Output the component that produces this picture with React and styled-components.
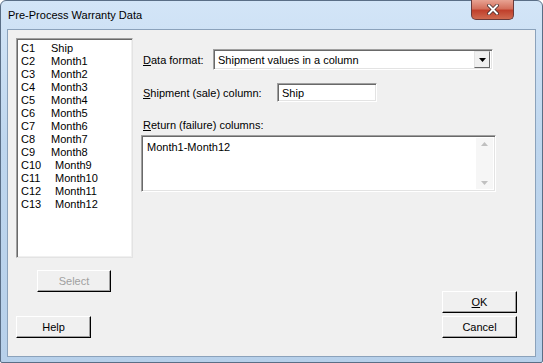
import React from "react";
import styled, { createGlobalStyle } from "styled-components";

const Global = createGlobalStyle`
  html, body { margin: 0; padding: 0; background: #ffffff; }
  body { font-family: "Liberation Sans", Arial, sans-serif; font-size: 11px; color: #000; }
  * { box-sizing: border-box; }
`;

const Window = styled.div`
  width: 543px;
  height: 363px;
  display: flex;
  flex-direction: column;
  padding: 0 6px 5px 6px;
  border: 1px solid #5a6e86;
  border-radius: 6px 6px 2px 2px;
  background: linear-gradient(180deg, #d3e5f7 0%, #bed6ee 40%, #b7d0ea 100%);
  position: relative;
`;

const TitleBar = styled.div`
  height: 28px;
  display: flex;
  align-items: center;
  padding-left: 1px;
  font-size: 11px;
  color: #000;
`;

const CloseButton = styled.div`
  position: absolute;
  top: -1px;
  right: 28px;
  width: 43px;
  height: 20px;
  border: 1px solid #6a3a3a;
  border-top: none;
  border-radius: 0 0 5px 5px;
  background: linear-gradient(180deg, #e8a393 0%, #d4705c 45%, #c0402c 55%, #cf6a50 100%);
  display: flex;
  align-items: center;
  justify-content: center;
`;

const Client = styled.div`
  flex: 1;
  display: flex;
  gap: 8px;
  background: #f0f0f0;
  border: 1px solid #8ba2bb;
  padding: 8px 18px 18px 8px;
`;

const LeftCol = styled.div`
  width: 117px;
  display: flex;
  flex-direction: column;
`;

const ListBox = styled.div`
  height: 220px;
  background: #fff;
  border: 1px solid #a0a0a0;
  border-right-color: #e3e3e3;
  border-bottom-color: #e3e3e3;
  box-shadow: inset 1px 1px 0 #696969, inset -1px -1px 0 #f0f0f0;
  padding: 3px 0 0 4px;
`;

const ListRow = styled.div`
  display: flex;
  height: 13px;
  line-height: 13px;
  white-space: nowrap;
`;

const ColNum = styled.span`
  width: ${(p) => (p.$wide ? "34px" : "30px")};
  flex: none;
`;

const Button = styled.div`
  width: ${(p) => p.$w || 75}px;
  height: 22px;
  margin-left: ${(p) => p.$ml || 0}px;
  display: flex;
  align-items: center;
  justify-content: center;
  background: #f0f0f0;
  border: 1px solid #ffffff;
  border-right-color: #000;
  border-bottom-color: #000;
  box-shadow: inset -1px -1px 0 #a0a0a0;
  color: ${(p) => (p.$disabled ? "#a0a0a0" : "#000")};
`;

const Spacer = styled.div`
  flex: 1;
`;

const RightCol = styled.div`
  flex: 1;
  display: flex;
  flex-direction: column;
`;

const FieldRow = styled.div`
  display: flex;
  align-items: center;
  height: ${(p) => p.$h}px;
  margin-top: ${(p) => p.$mt || 0}px;
  padding-left: 2px;
`;

const Label = styled.span`
  width: ${(p) => (p.$w ? `${p.$w}px` : "auto")};
  flex: none;
  white-space: nowrap;
`;

const U = styled.span`
  text-decoration: underline;
`;

const Combo = styled.div`
  width: 280px;
  height: 21px;
  display: flex;
  align-items: center;
  background: #fff;
  border: 1px solid #a0a0a0;
  border-right-color: #fff;
  border-bottom-color: #fff;
  box-shadow: inset 1px 1px 0 #696969, inset -1px -1px 0 #e3e3e3;
  padding-left: 4px;
`;

const ComboText = styled.span`
  flex: 1;
`;

const ArrowBtn = styled.div`
  width: 16px;
  height: 17px;
  margin-right: 2px;
  display: flex;
  align-items: center;
  justify-content: center;
  background: #f0f0f0;
  border: 1px solid #e3e3e3;
  border-right-color: #696969;
  border-bottom-color: #696969;
`;

const TextBox = styled.div`
  width: 100px;
  height: 19px;
  display: flex;
  align-items: center;
  background: #fff;
  border: 1px solid #a0a0a0;
  border-right-color: #fff;
  border-bottom-color: #fff;
  box-shadow: inset 1px 1px 0 #696969, inset -1px -1px 0 #e3e3e3;
  padding-left: 4px;
`;

const TextArea = styled.div`
  width: 355px;
  height: 57px;
  display: flex;
  background: #fff;
  border: 1px solid #a0a0a0;
  border-right-color: #fff;
  border-bottom-color: #fff;
  box-shadow: inset 1px 1px 0 #696969, inset -1px -1px 0 #e3e3e3;
`;

const AreaText = styled.div`
  flex: 1;
  padding: 5px 0 0 5px;
  line-height: 13px;
`;

const ScrollBar = styled.div`
  width: 17px;
  margin: 2px 2px 2px 0;
  display: flex;
  flex-direction: column;
  justify-content: space-between;
  align-items: center;
  padding: 4px 0;
  background: #f6f6f6;
`;

const ButtonStack = styled.div`
  display: flex;
  flex-direction: column;
  align-items: flex-end;
  gap: 3px;
`;

const cols = [
  ["C1", "Ship"],
  ["C2", "Month1"],
  ["C3", "Month2"],
  ["C4", "Month3"],
  ["C5", "Month4"],
  ["C6", "Month5"],
  ["C7", "Month6"],
  ["C8", "Month7"],
  ["C9", "Month8"],
  ["C10", "Month9"],
  ["C11", "Month10"],
  ["C12", "Month11"],
  ["C13", "Month12"],
];

export default function App() {
  return (
    <>
      <Global />
      <Window>
        <TitleBar>Pre-Process Warranty Data</TitleBar>
        <CloseButton>
          <svg width="12" height="11" viewBox="0 0 12 11">
            <path d="M2 1.5 L10 9.5 M10 1.5 L2 9.5" stroke="#3a2020" strokeWidth="3.4" strokeLinecap="square" />
            <path d="M2 1.5 L10 9.5 M10 1.5 L2 9.5" stroke="#ffffff" strokeWidth="2" strokeLinecap="square" />
          </svg>
        </CloseButton>
        <Client>
          <LeftCol>
            <ListBox>
              {cols.map(([c, n]) => (
                <ListRow key={c}>
                  <ColNum $wide={c.length > 2}>{c}</ColNum>
                  <span>{n}</span>
                </ListRow>
              ))}
            </ListBox>
            <Button $w={74} $ml={21} $disabled style={{ marginTop: 12 }}>Select</Button>
            <Spacer />
            <Button $w={75}>Help</Button>
          </LeftCol>
          <RightCol>
            <FieldRow $h={21} $mt={11}>
              <Label $w={70}><U>D</U>ata format:</Label>
              <Combo>
                <ComboText>Shipment values in a column</ComboText>
                <ArrowBtn>
                  <svg width="7" height="4" viewBox="0 0 7 4">
                    <path d="M0 0 H7 L3.5 4 Z" fill="#000" />
                  </svg>
                </ArrowBtn>
              </Combo>
            </FieldRow>
            <FieldRow $h={19} $mt={13}>
              <Label $w={134}><U>S</U>hipment (sale) column:</Label>
              <TextBox>Ship</TextBox>
            </FieldRow>
            <FieldRow $h={20} $mt={13}>
              <Label><U>R</U>eturn (failure) columns:</Label>
            </FieldRow>
            <TextArea>
              <AreaText>Month1-Month12</AreaText>
              <ScrollBar>
                <svg width="7" height="4" viewBox="0 0 7 4">
                  <path d="M0 4 L3.5 0 L7 4 Z" fill="#c0c0c0" />
                </svg>
                <svg width="7" height="4" viewBox="0 0 7 4">
                  <path d="M0 0 H7 L3.5 4 Z" fill="#c0c0c0" />
                </svg>
              </ScrollBar>
            </TextArea>
            <Spacer />
            <ButtonStack>
              <Button $w={75}><U>O</U>K</Button>
              <Button $w={75}>Cancel</Button>
            </ButtonStack>
          </RightCol>
        </Client>
      </Window>
    </>
  );
}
----
• TASK BRIEF: Leave out the pictures and print every line of the data exactly.

• RESULT FOR THIS EXERCISE:
Output the component that produces this picture with React and styled-components.
import React from "react";
import styled, { createGlobalStyle } from "styled-components";

const Global = createGlobalStyle`
  html, body { margin: 0; padding: 0; background: #ffffff; }
  body { font-family: "Liberation Sans", Arial, sans-serif; font-size: 11px; color: #000; }
  * { box-sizing: border-box; }
`;

const Window = styled.div`
  width: 543px;
  height: 363px;
  display: flex;
  flex-direction: column;
  padding: 0 6px 5px 6px;
  border: 1px solid #5a6e86;
  border-radius: 6px 6px 2px 2px;
  background: linear-gradient(180deg, #d3e5f7 0%, #bed6ee 40%, #b7d0ea 100%);
  position: relative;
`;

const TitleBar = styled.div`
  height: 28px;
  display: flex;
  align-items: center;
  padding-left: 1px;
  font-size: 11px;
  color: #000;
`;

const CloseButton = styled.div`
  position: absolute;
  top: -1px;
  right: 28px;
  width: 43px;
  height: 20px;
  border: 1px solid #6a3a3a;
  border-top: none;
  border-radius: 0 0 5px 5px;
  background: linear-gradient(180deg, #e8a393 0%, #d4705c 45%, #c0402c 55%, #cf6a50 100%);
  display: flex;
  align-items: center;
  justify-content: center;
`;

const Client = styled.div`
  flex: 1;
  display: flex;
  gap: 8px;
  background: #f0f0f0;
  border: 1px solid #8ba2bb;
  padding: 8px 18px 18px 8px;
`;

const LeftCol = styled.div`
  width: 117px;
  display: flex;
  flex-direction: column;
`;

const ListBox = styled.div`
  height: 220px;
  background: #fff;
  border: 1px solid #a0a0a0;
  border-right-color: #e3e3e3;
  border-bottom-color: #e3e3e3;
  box-shadow: inset 1px 1px 0 #696969, inset -1px -1px 0 #f0f0f0;
  padding: 3px 0 0 4px;
`;

const ListRow = styled.div`
  display: flex;
  height: 13px;
  line-height: 13px;
  white-space: nowrap;
`;

const ColNum = styled.span`
  width: ${(p) => (p.$wide ? "34px" : "30px")};
  flex: none;
`;

const Button = styled.div`
  width: ${(p) => p.$w || 75}px;
  height: 22px;
  margin-left: ${(p) => p.$ml || 0}px;
  display: flex;
  align-items: center;
  justify-content: center;
  background: #f0f0f0;
  border: 1px solid #ffffff;
  border-right-color: #000;
  border-bottom-color: #000;
  box-shadow: inset -1px -1px 0 #a0a0a0;
  color: ${(p) => (p.$disabled ? "#a0a0a0" : "#000")};
`;

const Spacer = styled.div`
  flex: 1;
`;

const RightCol = styled.div`
  flex: 1;
  display: flex;
  flex-direction: column;
`;

const FieldRow = styled.div`
  display: flex;
  align-items: center;
  height: ${(p) => p.$h}px;
  margin-top: ${(p) => p.$mt || 0}px;
  padding-left: 2px;
`;

const Label = styled.span`
  width: ${(p) => (p.$w ? `${p.$w}px` : "auto")};
  flex: none;
  white-space: nowrap;
`;

const U = styled.span`
  text-decoration: underline;
`;

const Combo = styled.div`
  width: 280px;
  height: 21px;
  display: flex;
  align-items: center;
  background: #fff;
  border: 1px solid #a0a0a0;
  border-right-color: #fff;
  border-bottom-color: #fff;
  box-shadow: inset 1px 1px 0 #696969, inset -1px -1px 0 #e3e3e3;
  padding-left: 4px;
`;

const ComboText = styled.span`
  flex: 1;
`;

const ArrowBtn = styled.div`
  width: 16px;
  height: 17px;
  margin-right: 2px;
  display: flex;
  align-items: center;
  justify-content: center;
  background: #f0f0f0;
  border: 1px solid #e3e3e3;
  border-right-color: #696969;
  border-bottom-color: #696969;
`;

const TextBox = styled.div`
  width: 100px;
  height: 19px;
  display: flex;
  align-items: center;
  background: #fff;
  border: 1px solid #a0a0a0;
  border-right-color: #fff;
  border-bottom-color: #fff;
  box-shadow: inset 1px 1px 0 #696969, inset -1px -1px 0 #e3e3e3;
  padding-left: 4px;
`;

const TextArea = styled.div`
  width: 355px;
  height: 57px;
  display: flex;
  background: #fff;
  border: 1px solid #a0a0a0;
  border-right-color: #fff;
  border-bottom-color: #fff;
  box-shadow: inset 1px 1px 0 #696969, inset -1px -1px 0 #e3e3e3;
`;

const AreaText = styled.div`
  flex: 1;
  padding: 5px 0 0 5px;
  line-height: 13px;
`;

const ScrollBar = styled.div`
  width: 17px;
  margin: 2px 2px 2px 0;
  display: flex;
  flex-direction: column;
  justify-content: space-between;
  align-items: center;
  padding: 4px 0;
  background: #f6f6f6;
`;

const ButtonStack = styled.div`
  display: flex;
  flex-direction: column;
  align-items: flex-end;
  gap: 3px;
`;

const cols = [
  ["C1", "Ship"],
  ["C2", "Month1"],
  ["C3", "Month2"],
  ["C4", "Month3"],
  ["C5", "Month4"],
  ["C6", "Month5"],
  ["C7", "Month6"],
  ["C8", "Month7"],
  ["C9", "Month8"],
  ["C10", "Month9"],
  ["C11", "Month10"],
  ["C12", "Month11"],
  ["C13", "Month12"],
];

export default function App() {
  return (
    <>
      <Global />
      <Window>
        <TitleBar>Pre-Process Warranty Data</TitleBar>
        <CloseButton>
          <svg width="12" height="11" viewBox="0 0 12 11">
            <path d="M2 1.5 L10 9.5 M10 1.5 L2 9.5" stroke="#3a2020" strokeWidth="3.4" strokeLinecap="square" />
            <path d="M2 1.5 L10 9.5 M10 1.5 L2 9.5" stroke="#ffffff" strokeWidth="2" strokeLinecap="square" />
          </svg>
        </CloseButton>
        <Client>
          <LeftCol>
            <ListBox>
              {cols.map(([c, n]) => (
                <ListRow key={c}>
                  <ColNum $wide={c.length > 2}>{c}</ColNum>
                  <span>{n}</span>
                </ListRow>
              ))}
            </ListBox>
            <Button $w={74} $ml={21} $disabled style={{ marginTop: 12 }}>Select</Button>
            <Spacer />
            <Button $w={75}>Help</Button>
          </LeftCol>
          <RightCol>
            <FieldRow $h={21} $mt={11}>
              <Label $w={70}><U>D</U>ata format:</Label>
              <Combo>
                <ComboText>Shipment values in a column</ComboText>
                <ArrowBtn>
                  <svg width="7" height="4" viewBox="0 0 7 4">
                    <path d="M0 0 H7 L3.5 4 Z" fill="#000" />
                  </svg>
                </ArrowBtn>
              </Combo>
            </FieldRow>
            <FieldRow $h={19} $mt={13}>
              <Label $w={134}><U>S</U>hipment (sale) column:</Label>
              <TextBox>Ship</TextBox>
            </FieldRow>
            <FieldRow $h={20} $mt={13}>
              <Label><U>R</U>eturn (failure) columns:</Label>
            </FieldRow>
            <TextArea>
              <AreaText>Month1-Month12</AreaText>
              <ScrollBar>
                <svg width="7" height="4" viewBox="0 0 7 4">
                  <path d="M0 4 L3.5 0 L7 4 Z" fill="#c0c0c0" />
                </svg>
                <svg width="7" height="4" viewBox="0 0 7 4">
                  <path d="M0 0 H7 L3.5 4 Z" fill="#c0c0c0" />
                </svg>
              </ScrollBar>
            </TextArea>
            <Spacer />
            <ButtonStack>
              <Button $w={75}><U>O</U>K</Button>
              <Button $w={75}>Cancel</Button>
            </ButtonStack>
          </RightCol>
        </Client>
      </Window>
    </>
  );
}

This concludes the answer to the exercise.